After the occupation of Manila, up to September 1, 1900, a military government prevailed. From September 1, 1900, to July, 1901, authority of a legislative nature was vested in the Philippine Commission, under and subject to rules and regulations to be prescribed by the Secretary of War. From July 4, 1901, the executive authority as to civil affairs was transferred to the president of the Philippine Commission under the title of Civil Governor, his authority being exercised under instructions from the President, subject to the direction and control of the Secretary of War. The Secretary of War organized the Division of Insular Affairs, which was given general charge of departmental business concerning the Philippine Islands. The organization of the division was confirmed and ratified by Congress on July 1, 1902 ( 32 Stat. 712), and after that act the division became known as the Bureau of Insular Affairs of the War Department. The facts concerning the contract in controversy are these:
In May, 1901, the president of the Philippine Commission telegraphed the Secretary of War, stating the necessity for a government printing office at Manila, asking concerning the qualifications of a particular individual suggested for superintendent, and recommending the immediate purchase and shipment of an outfit for the proposed printing office.
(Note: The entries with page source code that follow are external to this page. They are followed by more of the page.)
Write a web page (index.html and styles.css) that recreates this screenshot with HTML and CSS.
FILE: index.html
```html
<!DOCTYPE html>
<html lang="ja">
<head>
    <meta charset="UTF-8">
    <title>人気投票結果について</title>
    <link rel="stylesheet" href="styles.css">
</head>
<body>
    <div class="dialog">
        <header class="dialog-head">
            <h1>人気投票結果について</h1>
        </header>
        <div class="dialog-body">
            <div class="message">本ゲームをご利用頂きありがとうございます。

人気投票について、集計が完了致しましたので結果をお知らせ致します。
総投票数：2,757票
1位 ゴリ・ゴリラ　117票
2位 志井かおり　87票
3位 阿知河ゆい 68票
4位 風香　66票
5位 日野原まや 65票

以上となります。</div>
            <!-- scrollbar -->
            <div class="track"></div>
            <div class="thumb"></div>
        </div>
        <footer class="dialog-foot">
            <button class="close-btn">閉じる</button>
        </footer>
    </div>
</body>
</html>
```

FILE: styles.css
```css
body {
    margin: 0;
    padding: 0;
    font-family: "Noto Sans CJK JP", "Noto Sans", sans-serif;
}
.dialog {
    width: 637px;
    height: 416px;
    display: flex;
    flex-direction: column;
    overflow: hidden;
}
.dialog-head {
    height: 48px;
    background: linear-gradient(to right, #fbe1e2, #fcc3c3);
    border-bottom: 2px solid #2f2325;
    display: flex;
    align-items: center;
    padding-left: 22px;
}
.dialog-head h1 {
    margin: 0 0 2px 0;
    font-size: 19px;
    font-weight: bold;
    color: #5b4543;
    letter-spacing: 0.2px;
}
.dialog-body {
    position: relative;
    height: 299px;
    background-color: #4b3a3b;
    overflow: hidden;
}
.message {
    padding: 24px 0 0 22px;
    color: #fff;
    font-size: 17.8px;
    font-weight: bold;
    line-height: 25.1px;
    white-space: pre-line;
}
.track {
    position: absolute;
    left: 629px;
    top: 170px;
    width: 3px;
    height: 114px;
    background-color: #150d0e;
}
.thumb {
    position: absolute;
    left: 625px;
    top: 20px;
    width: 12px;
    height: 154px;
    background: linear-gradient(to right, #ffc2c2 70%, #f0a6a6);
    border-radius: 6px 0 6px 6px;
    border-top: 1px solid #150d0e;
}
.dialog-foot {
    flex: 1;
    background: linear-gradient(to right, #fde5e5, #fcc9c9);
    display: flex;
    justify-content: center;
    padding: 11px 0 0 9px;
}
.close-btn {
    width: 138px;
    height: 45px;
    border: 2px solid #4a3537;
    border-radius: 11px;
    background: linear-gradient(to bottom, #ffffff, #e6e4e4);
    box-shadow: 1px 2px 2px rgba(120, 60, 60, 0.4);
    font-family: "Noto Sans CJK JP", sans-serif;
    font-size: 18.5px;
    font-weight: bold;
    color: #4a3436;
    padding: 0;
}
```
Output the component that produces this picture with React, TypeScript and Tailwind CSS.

The findings expressly state or by clear implication establish the following:
In response to said cablegram, the Secretary of War directed the Insular Bureau of the War Department to purchase and forward to Manila the necessary machinery, equipment, and supplies for the establishment and operation of such printing office, and also to secure the services of a competent force of operators therefor; which duty was performed by said division.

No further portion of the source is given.